Intanto, la battaglia si combatterà in Senato per la decadenza dalla carica di senatore. “Non è affatto pacifico che l’iter del procedimento in Giunta elezioni e immunità sia quello di cui si è parlato nelle scorse settimane”, ha sottolineato Nitto Palma, ex Guardasigilli e presidente della commissione Giustizia del Senato. “È la prima volta che la legge Severino viene applicata ad un parlamentare, e la valutazione di tutte le conseguenze necessiterà un approfondimento che richiederà un tempo adeguato”.
Il centro destra sta tentando di spostare il più in là possibile il momento in cui l’ex premier perderà lo scudo da parlamentare, magari fino all'inizio dell'anno prossimo. Il Movimento 5 stelle e una parte del Pd (guidata da Felice Casson), invece, vorrebbero chiudere la partita già il 9 settembre, quando si riunirà la Giunta, per poi rimandare ad ottobre il fascicolo al giudizio dell’aula. “Rispettiamo le legge e i tempi che questa impone – ha spiegato in una intervista ad Huffington Post Stefania Pezzopane, vicepresidente della Giunta – i termini parlano chiaro e intendiamo rispettarli”.
“Se non sarà il 9 settembre - continua - sarà qualche giorno dopo ma non c’è alcuna possibilità di andare oltre.
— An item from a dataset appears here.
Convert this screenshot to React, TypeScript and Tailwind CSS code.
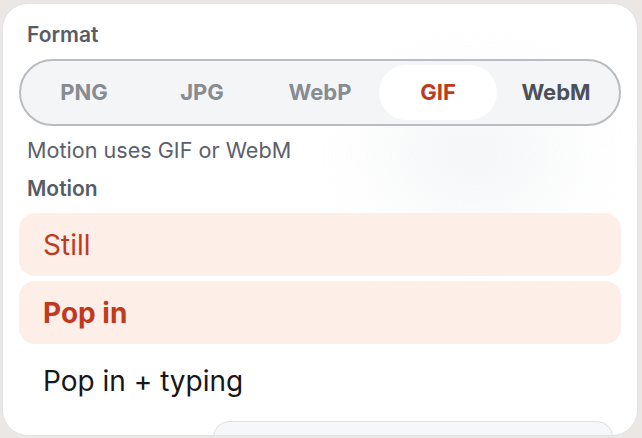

La Severino è una legge che è stata votata anche dal Pdl quindi non vedo alcuna ragione per cui si debba chiedere approfondimenti. Le parole di Napolitano sono state chiare e inequivocabili: le sentenze si rispettano, noi come giunta dobbiamo soltanto prenderne atto e applicarle”.
Il consiglio di Massimo D’Alema, “fossi Berlusconi mi dimetterei”, è un’ ulteriore conferma di come questa volta per il Pd non ci sia alcun margine di trattativa. Se fosse davvero così, allora non ci sarebbero dubbi: l’ex premier proverebbe a far saltare il banco, con conseguenze davvero difficili da prevedere.